--- YOUR TASK ---
Reproduce the entries exactly.

--- THE INPUT ---
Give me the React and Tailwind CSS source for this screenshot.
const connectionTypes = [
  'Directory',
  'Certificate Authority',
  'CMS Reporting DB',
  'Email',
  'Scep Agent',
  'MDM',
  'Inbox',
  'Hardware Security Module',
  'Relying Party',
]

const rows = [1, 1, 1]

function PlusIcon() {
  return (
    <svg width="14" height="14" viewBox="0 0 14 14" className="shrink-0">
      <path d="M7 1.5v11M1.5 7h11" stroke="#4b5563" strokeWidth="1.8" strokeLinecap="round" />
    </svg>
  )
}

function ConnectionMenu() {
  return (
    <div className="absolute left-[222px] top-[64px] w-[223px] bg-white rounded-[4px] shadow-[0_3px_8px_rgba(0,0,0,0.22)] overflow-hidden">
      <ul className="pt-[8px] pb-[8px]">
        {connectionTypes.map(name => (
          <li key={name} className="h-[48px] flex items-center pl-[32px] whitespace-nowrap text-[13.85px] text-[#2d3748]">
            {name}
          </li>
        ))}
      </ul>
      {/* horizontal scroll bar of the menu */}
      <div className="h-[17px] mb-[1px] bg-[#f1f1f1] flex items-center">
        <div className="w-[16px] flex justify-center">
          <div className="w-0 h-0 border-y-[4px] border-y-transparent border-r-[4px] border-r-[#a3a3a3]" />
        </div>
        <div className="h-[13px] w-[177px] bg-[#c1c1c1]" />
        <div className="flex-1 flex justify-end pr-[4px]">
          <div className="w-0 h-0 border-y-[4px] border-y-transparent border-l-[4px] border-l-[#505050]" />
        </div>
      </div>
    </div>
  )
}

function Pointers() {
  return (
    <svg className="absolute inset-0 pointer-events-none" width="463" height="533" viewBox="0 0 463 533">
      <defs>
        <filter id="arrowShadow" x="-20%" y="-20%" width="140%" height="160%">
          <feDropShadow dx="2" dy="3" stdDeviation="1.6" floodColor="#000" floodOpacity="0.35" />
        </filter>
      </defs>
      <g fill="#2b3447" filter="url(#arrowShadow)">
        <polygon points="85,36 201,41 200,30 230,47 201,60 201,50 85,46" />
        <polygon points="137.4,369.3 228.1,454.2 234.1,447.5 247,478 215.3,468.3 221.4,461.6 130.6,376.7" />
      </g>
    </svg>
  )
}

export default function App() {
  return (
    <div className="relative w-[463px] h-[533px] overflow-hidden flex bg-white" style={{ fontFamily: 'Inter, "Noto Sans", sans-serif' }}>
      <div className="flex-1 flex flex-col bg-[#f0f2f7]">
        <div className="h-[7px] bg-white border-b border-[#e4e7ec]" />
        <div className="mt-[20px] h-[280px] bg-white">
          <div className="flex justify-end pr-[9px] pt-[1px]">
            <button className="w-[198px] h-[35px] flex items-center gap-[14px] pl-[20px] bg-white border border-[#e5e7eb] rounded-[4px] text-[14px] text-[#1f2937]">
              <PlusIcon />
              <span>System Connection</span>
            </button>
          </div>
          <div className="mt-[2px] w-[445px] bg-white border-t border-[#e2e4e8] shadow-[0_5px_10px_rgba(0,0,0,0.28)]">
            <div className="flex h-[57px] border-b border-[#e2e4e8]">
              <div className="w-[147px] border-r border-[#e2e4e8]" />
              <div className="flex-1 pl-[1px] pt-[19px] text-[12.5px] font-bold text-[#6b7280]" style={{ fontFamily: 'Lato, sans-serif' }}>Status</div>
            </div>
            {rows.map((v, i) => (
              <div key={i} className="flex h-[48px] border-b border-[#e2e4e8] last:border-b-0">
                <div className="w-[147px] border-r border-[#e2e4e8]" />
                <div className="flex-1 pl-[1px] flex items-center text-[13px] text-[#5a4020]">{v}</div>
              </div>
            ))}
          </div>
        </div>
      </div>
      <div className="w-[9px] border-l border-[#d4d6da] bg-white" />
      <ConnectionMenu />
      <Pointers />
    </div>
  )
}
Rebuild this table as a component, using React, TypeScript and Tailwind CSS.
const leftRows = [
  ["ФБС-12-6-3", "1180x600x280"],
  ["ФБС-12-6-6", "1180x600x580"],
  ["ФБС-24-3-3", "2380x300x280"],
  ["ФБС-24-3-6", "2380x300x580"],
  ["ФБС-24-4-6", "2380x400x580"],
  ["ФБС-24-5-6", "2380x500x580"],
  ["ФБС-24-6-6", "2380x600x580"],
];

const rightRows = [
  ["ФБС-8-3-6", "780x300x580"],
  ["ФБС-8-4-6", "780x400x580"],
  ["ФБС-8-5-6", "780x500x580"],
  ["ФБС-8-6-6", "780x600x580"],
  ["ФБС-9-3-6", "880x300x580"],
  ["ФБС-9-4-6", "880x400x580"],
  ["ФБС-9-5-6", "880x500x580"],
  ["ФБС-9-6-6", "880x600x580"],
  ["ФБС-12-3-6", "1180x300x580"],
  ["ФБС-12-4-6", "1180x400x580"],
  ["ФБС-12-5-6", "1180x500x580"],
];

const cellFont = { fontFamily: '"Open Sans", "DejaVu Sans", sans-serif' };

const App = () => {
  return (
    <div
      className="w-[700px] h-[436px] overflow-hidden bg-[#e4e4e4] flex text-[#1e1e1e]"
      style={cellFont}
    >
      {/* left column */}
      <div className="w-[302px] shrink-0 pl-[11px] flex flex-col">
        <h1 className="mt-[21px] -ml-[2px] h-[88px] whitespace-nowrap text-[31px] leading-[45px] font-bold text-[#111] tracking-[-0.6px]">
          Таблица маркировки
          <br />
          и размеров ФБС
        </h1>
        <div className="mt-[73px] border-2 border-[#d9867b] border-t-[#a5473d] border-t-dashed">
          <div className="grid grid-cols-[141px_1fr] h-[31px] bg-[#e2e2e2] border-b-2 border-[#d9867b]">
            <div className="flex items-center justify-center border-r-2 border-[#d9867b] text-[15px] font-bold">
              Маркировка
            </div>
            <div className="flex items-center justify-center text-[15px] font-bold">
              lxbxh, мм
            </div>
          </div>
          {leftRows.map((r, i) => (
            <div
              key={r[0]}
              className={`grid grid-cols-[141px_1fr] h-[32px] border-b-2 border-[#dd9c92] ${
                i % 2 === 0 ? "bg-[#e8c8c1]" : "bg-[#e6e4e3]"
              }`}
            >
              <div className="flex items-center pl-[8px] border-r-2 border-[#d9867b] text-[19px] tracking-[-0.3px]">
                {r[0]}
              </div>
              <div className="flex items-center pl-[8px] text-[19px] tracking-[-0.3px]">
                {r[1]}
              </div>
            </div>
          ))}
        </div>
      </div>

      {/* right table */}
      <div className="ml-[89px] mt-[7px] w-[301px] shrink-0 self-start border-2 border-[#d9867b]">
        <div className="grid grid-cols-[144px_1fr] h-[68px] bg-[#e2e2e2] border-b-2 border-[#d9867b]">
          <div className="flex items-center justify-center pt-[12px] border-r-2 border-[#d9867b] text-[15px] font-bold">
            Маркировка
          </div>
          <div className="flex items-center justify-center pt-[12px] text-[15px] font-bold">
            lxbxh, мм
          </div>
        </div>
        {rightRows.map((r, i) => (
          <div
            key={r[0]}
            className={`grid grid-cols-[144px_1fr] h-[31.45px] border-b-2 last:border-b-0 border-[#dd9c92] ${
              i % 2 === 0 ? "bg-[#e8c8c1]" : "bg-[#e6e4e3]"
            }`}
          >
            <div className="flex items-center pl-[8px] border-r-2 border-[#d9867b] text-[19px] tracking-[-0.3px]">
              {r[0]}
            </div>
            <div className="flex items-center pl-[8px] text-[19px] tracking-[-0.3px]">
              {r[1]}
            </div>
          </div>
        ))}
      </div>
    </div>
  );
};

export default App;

--- ANSWER ---
Give me the React and Tailwind CSS source for this screenshot.
const connectionTypes = [
  'Directory',
  'Certificate Authority',
  'CMS Reporting DB',
  'Email',
  'Scep Agent',
  'MDM',
  'Inbox',
  'Hardware Security Module',
  'Relying Party',
]

const rows = [1, 1, 1]

function PlusIcon() {
  return (
    <svg width="14" height="14" viewBox="0 0 14 14" className="shrink-0">
      <path d="M7 1.5v11M1.5 7h11" stroke="#4b5563" strokeWidth="1.8" strokeLinecap="round" />
    </svg>
  )
}

function ConnectionMenu() {
  return (
    <div className="absolute left-[222px] top-[64px] w-[223px] bg-white rounded-[4px] shadow-[0_3px_8px_rgba(0,0,0,0.22)] overflow-hidden">
      <ul className="pt-[8px] pb-[8px]">
        {connectionTypes.map(name => (
          <li key={name} className="h-[48px] flex items-center pl-[32px] whitespace-nowrap text-[13.85px] text-[#2d3748]">
            {name}
          </li>
        ))}
      </ul>
      {/* horizontal scroll bar of the menu */}
      <div className="h-[17px] mb-[1px] bg-[#f1f1f1] flex items-center">
        <div className="w-[16px] flex justify-center">
          <div className="w-0 h-0 border-y-[4px] border-y-transparent border-r-[4px] border-r-[#a3a3a3]" />
        </div>
        <div className="h-[13px] w-[177px] bg-[#c1c1c1]" />
        <div className="flex-1 flex justify-end pr-[4px]">
          <div className="w-0 h-0 border-y-[4px] border-y-transparent border-l-[4px] border-l-[#505050]" />
        </div>
      </div>
    </div>
  )
}

function Pointers() {
  return (
    <svg className="absolute inset-0 pointer-events-none" width="463" height="533" viewBox="0 0 463 533">
      <defs>
        <filter id="arrowShadow" x="-20%" y="-20%" width="140%" height="160%">
          <feDropShadow dx="2" dy="3" stdDeviation="1.6" floodColor="#000" floodOpacity="0.35" />
        </filter>
      </defs>
      <g fill="#2b3447" filter="url(#arrowShadow)">
        <polygon points="85,36 201,41 200,30 230,47 201,60 201,50 85,46" />
        <polygon points="137.4,369.3 228.1,454.2 234.1,447.5 247,478 215.3,468.3 221.4,461.6 130.6,376.7" />
      </g>
    </svg>
  )
}

export default function App() {
  return (
    <div className="relative w-[463px] h-[533px] overflow-hidden flex bg-white" style={{ fontFamily: 'Inter, "Noto Sans", sans-serif' }}>
      <div className="flex-1 flex flex-col bg-[#f0f2f7]">
        <div className="h-[7px] bg-white border-b border-[#e4e7ec]" />
        <div className="mt-[20px] h-[280px] bg-white">
          <div className="flex justify-end pr-[9px] pt-[1px]">
            <button className="w-[198px] h-[35px] flex items-center gap-[14px] pl-[20px] bg-white border border-[#e5e7eb] rounded-[4px] text-[14px] text-[#1f2937]">
              <PlusIcon />
              <span>System Connection</span>
            </button>
          </div>
          <div className="mt-[2px] w-[445px] bg-white border-t border-[#e2e4e8] shadow-[0_5px_10px_rgba(0,0,0,0.28)]">
            <div className="flex h-[57px] border-b border-[#e2e4e8]">
              <div className="w-[147px] border-r border-[#e2e4e8]" />
              <div className="flex-1 pl-[1px] pt-[19px] text-[12.5px] font-bold text-[#6b7280]" style={{ fontFamily: 'Lato, sans-serif' }}>Status</div>
            </div>
            {rows.map((v, i) => (
              <div key={i} className="flex h-[48px] border-b border-[#e2e4e8] last:border-b-0">
                <div className="w-[147px] border-r border-[#e2e4e8]" />
                <div className="flex-1 pl-[1px] flex items-center text-[13px] text-[#5a4020]">{v}</div>
              </div>
            ))}
          </div>
        </div>
      </div>
      <div className="w-[9px] border-l border-[#d4d6da] bg-white" />
      <ConnectionMenu />
      <Pointers />
    </div>
  )
}
Rebuild this table as a component, using React, TypeScript and Tailwind CSS.
const leftRows = [
  ["ФБС-12-6-3", "1180x600x280"],
  ["ФБС-12-6-6", "1180x600x580"],
  ["ФБС-24-3-3", "2380x300x280"],
  ["ФБС-24-3-6", "2380x300x580"],
  ["ФБС-24-4-6", "2380x400x580"],
  ["ФБС-24-5-6", "2380x500x580"],
  ["ФБС-24-6-6", "2380x600x580"],
];

const rightRows = [
  ["ФБС-8-3-6", "780x300x580"],
  ["ФБС-8-4-6", "780x400x580"],
  ["ФБС-8-5-6", "780x500x580"],
  ["ФБС-8-6-6", "780x600x580"],
  ["ФБС-9-3-6", "880x300x580"],
  ["ФБС-9-4-6", "880x400x580"],
  ["ФБС-9-5-6", "880x500x580"],
  ["ФБС-9-6-6", "880x600x580"],
  ["ФБС-12-3-6", "1180x300x580"],
  ["ФБС-12-4-6", "1180x400x580"],
  ["ФБС-12-5-6", "1180x500x580"],
];

const cellFont = { fontFamily: '"Open Sans", "DejaVu Sans", sans-serif' };

const App = () => {
  return (
    <div
      className="w-[700px] h-[436px] overflow-hidden bg-[#e4e4e4] flex text-[#1e1e1e]"
      style={cellFont}
    >
      {/* left column */}
      <div className="w-[302px] shrink-0 pl-[11px] flex flex-col">
        <h1 className="mt-[21px] -ml-[2px] h-[88px] whitespace-nowrap text-[31px] leading-[45px] font-bold text-[#111] tracking-[-0.6px]">
          Таблица маркировки
          <br />
          и размеров ФБС
        </h1>
        <div className="mt-[73px] border-2 border-[#d9867b] border-t-[#a5473d] border-t-dashed">
          <div className="grid grid-cols-[141px_1fr] h-[31px] bg-[#e2e2e2] border-b-2 border-[#d9867b]">
            <div className="flex items-center justify-center border-r-2 border-[#d9867b] text-[15px] font-bold">
              Маркировка
            </div>
            <div className="flex items-center justify-center text-[15px] font-bold">
              lxbxh, мм
            </div>
          </div>
          {leftRows.map((r, i) => (
            <div
              key={r[0]}
              className={`grid grid-cols-[141px_1fr] h-[32px] border-b-2 border-[#dd9c92] ${
                i % 2 === 0 ? "bg-[#e8c8c1]" : "bg-[#e6e4e3]"
              }`}
            >
              <div className="flex items-center pl-[8px] border-r-2 border-[#d9867b] text-[19px] tracking-[-0.3px]">
                {r[0]}
              </div>
              <div className="flex items-center pl-[8px] text-[19px] tracking-[-0.3px]">
                {r[1]}
              </div>
            </div>
          ))}
        </div>
      </div>

      {/* right table */}
      <div className="ml-[89px] mt-[7px] w-[301px] shrink-0 self-start border-2 border-[#d9867b]">
        <div className="grid grid-cols-[144px_1fr] h-[68px] bg-[#e2e2e2] border-b-2 border-[#d9867b]">
          <div className="flex items-center justify-center pt-[12px] border-r-2 border-[#d9867b] text-[15px] font-bold">
            Маркировка
          </div>
          <div className="flex items-center justify-center pt-[12px] text-[15px] font-bold">
            lxbxh, мм
          </div>
        </div>
        {rightRows.map((r, i) => (
          <div
            key={r[0]}
            className={`grid grid-cols-[144px_1fr] h-[31.45px] border-b-2 last:border-b-0 border-[#dd9c92] ${
              i % 2 === 0 ? "bg-[#e8c8c1]" : "bg-[#e6e4e3]"
            }`}
          >
            <div className="flex items-center pl-[8px] border-r-2 border-[#d9867b] text-[19px] tracking-[-0.3px]">
              {r[0]}
            </div>
            <div className="flex items-center pl-[8px] text-[19px] tracking-[-0.3px]">
              {r[1]}
            </div>
          </div>
        ))}
      </div>
    </div>
  );
};

export default App;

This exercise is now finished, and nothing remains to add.